Other Authorized Activities

Current counterterrorism priorities and the advent of the Internet have raised a number of issues which did not exist in any comparable form when the last general revision of these Guidelines was carried out in 1989 - a time long preceding the September 11 attack's disclosure of the full magnitude of the terrorist threat to the United States, and a time in which the Internet was not available in any developed form as a source of information for counterterrorism and other anti-crime purposes. Part VI of these Guidelines is designed to provide clear authorizations and statements of governing principles for a number of important activities that affect these areas.
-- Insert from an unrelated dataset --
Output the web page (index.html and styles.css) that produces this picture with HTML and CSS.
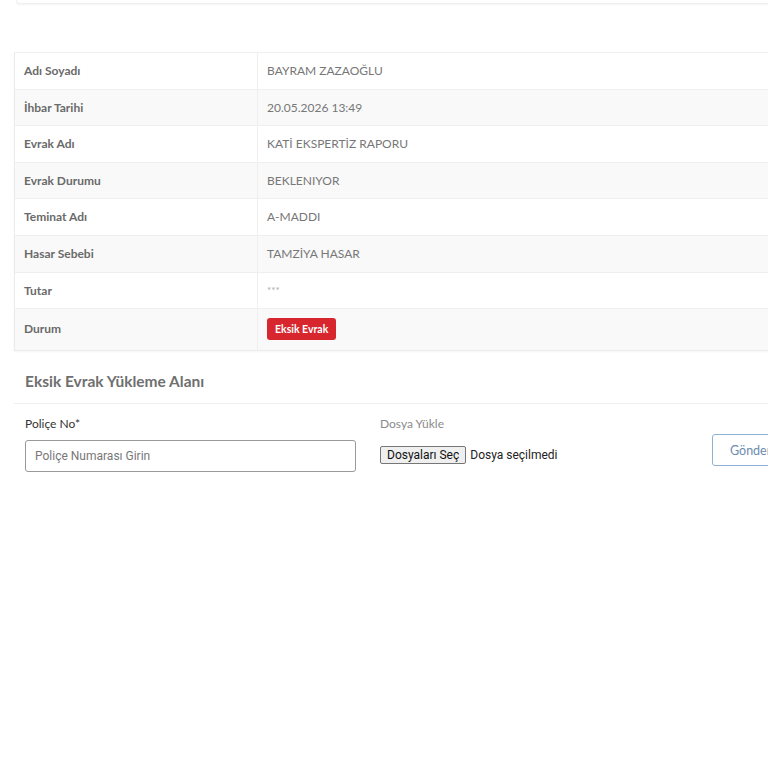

Among other things, Part VI makes it clear that the authorized law enforcement activities of the FBI include: (i) operating and participating in counterterrorism information systems, such as the Foreign Terrorist Tracking Task Force (VI.A(1)); (ii) visiting places and events which are open to the public for the purpose or detecting or preventing terrorist activities (VI.A(2)); (iii) carrying out general topical research, such as searching online under terms like "anthrax" or "smallpox" to obtain publicly available information about agents that may be used in bioterrorism attacks (VI.B(1)); (iv) surfing the Internet as any member of the public might do to identify, e.g., public websites, bulletin boards, and chat rooms in which bomb making instructions, child pornography, or stolen credit card information is openly traded or disseminated, and observing information open to public view in such forums to detect terrorist activities and other criminal activities (VI.B(2)); (v) preparing general reports and assessments relating to terrorism or other criminal activities in support of strategic planning and investigative operations (VI.B(3)); and (vi) providing investigative assistance to the Secret Service in support of its protective responsibilities (VI.B(4)).